**Given exercise**
Scan the data. Collect each line that contains the word "this".

**Dataset rows**
* * *

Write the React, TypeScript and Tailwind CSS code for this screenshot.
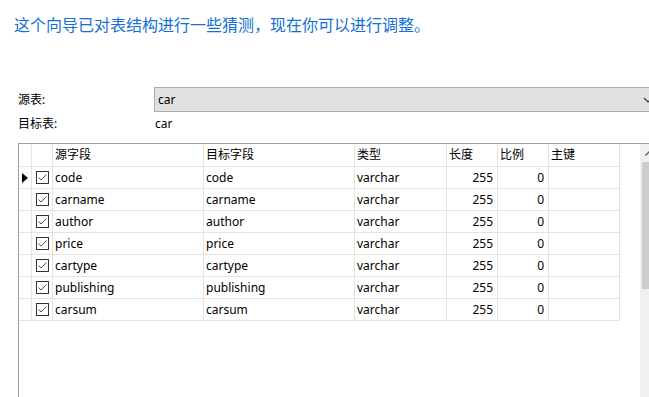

* * *

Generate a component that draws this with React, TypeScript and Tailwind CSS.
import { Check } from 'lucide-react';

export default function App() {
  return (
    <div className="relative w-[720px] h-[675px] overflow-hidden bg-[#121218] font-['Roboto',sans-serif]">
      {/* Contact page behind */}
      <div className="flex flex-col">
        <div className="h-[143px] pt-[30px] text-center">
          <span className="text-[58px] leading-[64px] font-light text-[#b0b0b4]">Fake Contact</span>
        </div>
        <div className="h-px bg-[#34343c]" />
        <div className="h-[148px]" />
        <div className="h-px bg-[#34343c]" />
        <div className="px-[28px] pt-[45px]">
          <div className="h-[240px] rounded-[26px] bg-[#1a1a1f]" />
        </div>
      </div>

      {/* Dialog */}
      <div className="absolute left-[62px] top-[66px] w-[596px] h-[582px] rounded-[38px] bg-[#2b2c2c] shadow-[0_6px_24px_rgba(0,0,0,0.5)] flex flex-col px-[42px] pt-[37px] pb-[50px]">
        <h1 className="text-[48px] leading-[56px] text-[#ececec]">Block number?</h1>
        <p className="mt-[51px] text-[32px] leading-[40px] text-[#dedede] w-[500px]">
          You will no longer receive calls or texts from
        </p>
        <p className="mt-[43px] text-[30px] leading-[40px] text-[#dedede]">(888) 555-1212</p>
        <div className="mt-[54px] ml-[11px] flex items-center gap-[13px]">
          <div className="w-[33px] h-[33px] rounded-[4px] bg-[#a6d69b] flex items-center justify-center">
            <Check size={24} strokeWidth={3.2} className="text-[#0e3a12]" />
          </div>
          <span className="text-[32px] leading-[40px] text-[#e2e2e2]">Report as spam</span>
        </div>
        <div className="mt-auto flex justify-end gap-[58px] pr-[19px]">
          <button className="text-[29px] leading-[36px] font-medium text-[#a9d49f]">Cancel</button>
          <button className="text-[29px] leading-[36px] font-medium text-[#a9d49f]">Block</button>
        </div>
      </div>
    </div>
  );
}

* * *

**Problem solution**
Write the React, TypeScript and Tailwind CSS code for this screenshot.
Generate a component that draws this with React, TypeScript and Tailwind CSS.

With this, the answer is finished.